Tunneling Hamiltonian

TL;DR

This paper provides a clear mathematical derivation of the tunneling Hamiltonian used in quantum dot transport models, accounting for electron-electron interactions and correlated tunneling effects.

Contribution

It introduces a rigorous derivation of the tunneling Hamiltonian including electron-electron interactions and correlated tunneling, using the antisymmetric product map.

Findings

Electron-electron interactions contribute to the tunneling Hamiltonian.

Correlated tunneling of two electrons is incorporated.

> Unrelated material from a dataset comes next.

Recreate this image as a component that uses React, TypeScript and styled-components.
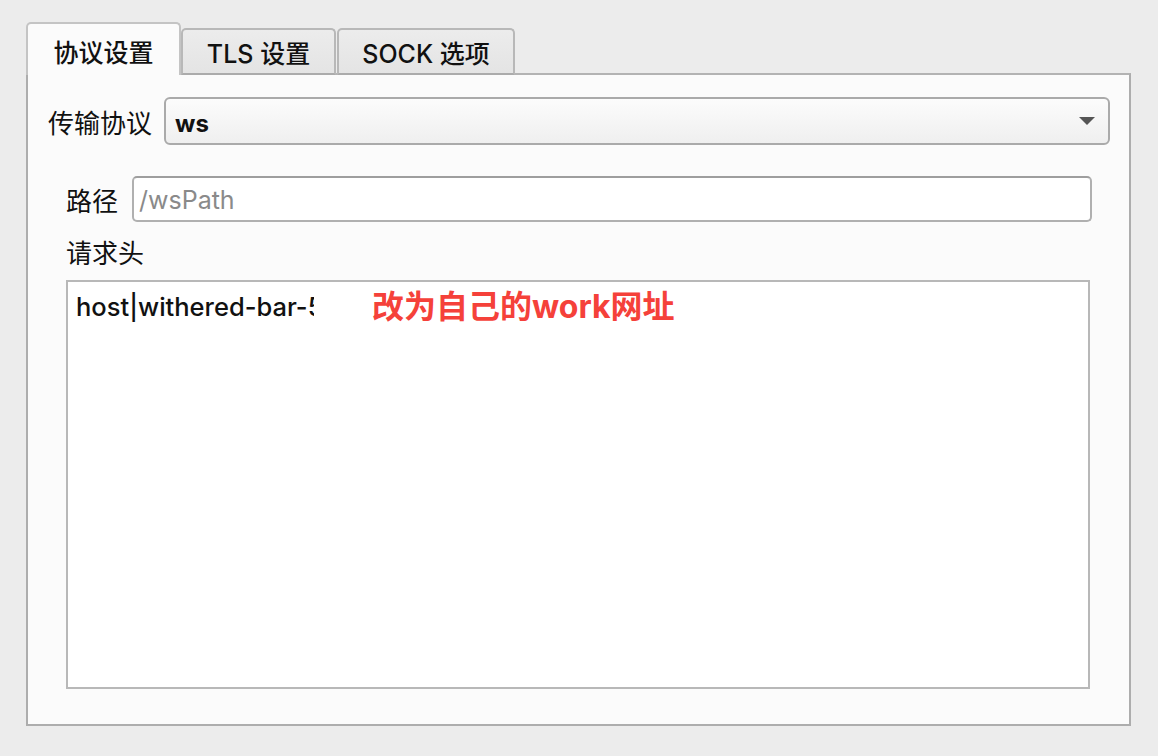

A mathematical framework using the antisymmetric product is developed.

Abstract

For the description of the transport of electrons across a quantum dot, which is tunnel coupled to leads at different chemical potentials, it is usual to assume that the total Hamiltonian of the composite system of the leads and the quantum dot is the sum of three contributions: That of the leads (noninteracting electrons), that of the quantum dot and a third one, the "tunneling Hamiltonian", which reflects the possibility that electrons can move from the leads to the quantum dot or vice versa. The text aims at a mathematically clear derivation of such a separation. I will start the discussion with the total Hamiltonian of the system acting on a many-electron wave function, including the attractive interaction between nuclei and electrons as well as the repulsive Coulomb-interaction between different electrons. Indeed, a natural separation of the total Hamiltonian in the described form will be obtained. An analysis of the tunneling Hamiltonian shows that the electron-electron interaction yields contributions to it which represent the correlated tunneling of two electrons at the same time. For the derivations it was useful to introduce a map called "antisymmetric product". In an appendix I show possible exact representations of the total Hamiltonian (with arbitrary potential V(r)) obtained by the use of the antisymmetric product.